EGMT 1510 Concerning Ghosts

Semester
Spring
Year offered
2020

Do you believe in ghosts? Or rather: What does it mean to believe in ghosts? What are ghosts as objects of belief and why are they confined to the framework of belief, as opposed to knowledge? If one could “know” ghosts, how would one prove their existence—and what would proof or evidence mean in these contexts? At the same time, ghosts exist, at least in stories told across many cultures in the world and over the long histories of these cultures. And, to be sure, the representation of ghosts differs across these cultures and time spans, in ways that are often dependent on historical contexts, cultural understandings, and belief systems.
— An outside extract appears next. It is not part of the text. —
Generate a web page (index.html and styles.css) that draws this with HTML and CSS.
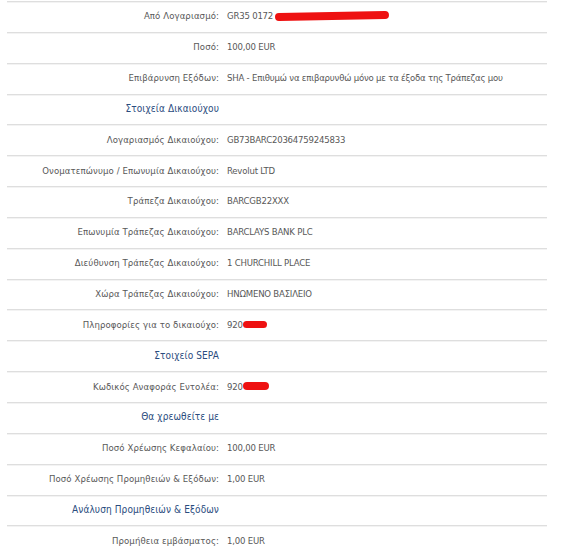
FILE: index.html
```html
<!DOCTYPE html>
<html lang="el">
<head>
<meta charset="utf-8">
<link rel="stylesheet" href="styles.css">
</head>
<body>
<div class="table">
  <div class="row"><div class="label">Από Λογαριασμό:</div><div class="value">GR35 0172 <span class="redact r1"></span></div></div>
  <div class="row"><div class="label">Ποσό:</div><div class="value">100,00 EUR</div></div>
  <div class="row"><div class="label">Επιβάρυνση Εξόδων:</div><div class="value">SHA - Επιθυμώ να επιβαρυνθώ μόνο με τα έξοδα της Τράπεζας μου</div></div>
  <div class="row head"><div class="label">Στοιχεία Δικαιούχου</div></div>
  <div class="row"><div class="label">Λογαριασμός Δικαιούχου:</div><div class="value">GB73BARC20364759245833</div></div>
  <div class="row"><div class="label">Ονοματεπώνυμο / Επωνυμία Δικαιούχου:</div><div class="value">Revolut LTD</div></div>
  <div class="row"><div class="label">Τράπεζα Δικαιούχου:</div><div class="value">BARCGB22XXX</div></div>
  <div class="row"><div class="label">Επωνυμία Τράπεζας Δικαιούχου:</div><div class="value">BARCLAYS BANK PLC</div></div>
  <div class="row"><div class="label">Διεύθυνση Τράπεζας Δικαιούχου:</div><div class="value">1 CHURCHILL PLACE</div></div>
  <div class="row"><div class="label">Χώρα Τράπεζας Δικαιούχου:</div><div class="value">ΗΝΩΜΕΝΟ ΒΑΣΙΛΕΙΟ</div></div>
  <div class="row"><div class="label">Πληροφορίες για το δικαιούχο:</div><div class="value">920<span class="redact r2"></span></div></div>
  <div class="row head"><div class="label">Στοιχείο SEPA</div></div>
  <div class="row"><div class="label">Κωδικός Αναφοράς Εντολέα:</div><div class="value">920<span class="redact r3"></span></div></div>
  <div class="row head"><div class="label">Θα χρεωθείτε με</div></div>
  <div class="row"><div class="label">Ποσό Χρέωσης Κεφαλαίου:</div><div class="value">100,00 EUR</div></div>
  <div class="row"><div class="label">Ποσό Χρέωσης Προμηθειών &amp; Εξόδων:</div><div class="value">1,00 EUR</div></div>
  <div class="row head"><div class="label">Ανάλυση Προμηθειών &amp; Εξόδων</div></div>
  <div class="row"><div class="label">Προμήθεια εμβάσματος:</div><div class="value">1,00 EUR</div></div>
</div>
</body>
</html>
```
FILE: styles.css
```css
html, body {
  margin: 0;
  padding: 0;
  background: #ffffff;
}
body {
  font-family: "DejaVu Sans Condensed", "DejaVu Sans", Verdana, sans-serif;
  font-size: 9.5px;
  color: #585858;
}
.table {
  width: 540px;
  margin-left: 7px;
  padding-top: 1px;
}
.row {
  display: flex;
  align-items: center;
  height: 27.85px;
  padding-bottom: 2px;
  border-top: 1px solid #dedede;
  box-shadow: inset 0 1px 0 #f3f3f3;
}
.label {
  width: 212px;
  text-align: right;
  flex: none;
  white-space: nowrap;
  letter-spacing: 0.1px;
}
.value {
  margin-left: 8px;
  white-space: nowrap;
  display: flex;
  align-items: center;
  letter-spacing: -0.2px;
}
.head .label {
  font-size: 10px;
  color: #2a4c7e;
  letter-spacing: 0.1px;
}
.redact {
  display: inline-block;
  background: #ee1111;
  border-radius: 4px;
}
.r1 {
  width: 114px;
  height: 8px;
  margin-left: 2px;
  transform: rotate(-1deg);
}
.r2 {
  width: 24px;
  height: 7px;
}
.r3 {
  width: 26px;
  height: 8px;
}
```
For some cultures, the ghost is an unwanted guest, but for others, the ghost is connected by kinship and owed certain services and dignities; and in some periods, the ghost speaks to (and for) larger religious frameworks, while for others, the ghost is a malevolent force unmoored from all logics.

 

This course will take up the problem of the ghost from a variety of perspectives—aesthetic, epistemological, ethical, and empirical—though we will be grounded in ghostly representations in literature and film. As a class, we will read ghost stories, watch ghost films, and even participate in a ghost tour (and consider the critiques of such tours). Much of our work will begin with the question of how to think critically about cultural texts, whether these are literary works, films, philosophical writings, religious texts, or folkloric tales, and to be able to read these in a rigorously analytic manner. We will also discuss what the ghost represents in its specific cultural locus and historical moment, how the ghost complicates the boundaries of the living and the dead, what we owe to ghosts (if anything), what it means to be haunted, what evidence there is for the existence of ghosts, how we recognize a ghost, and above all, why there should be ghosts in the first place?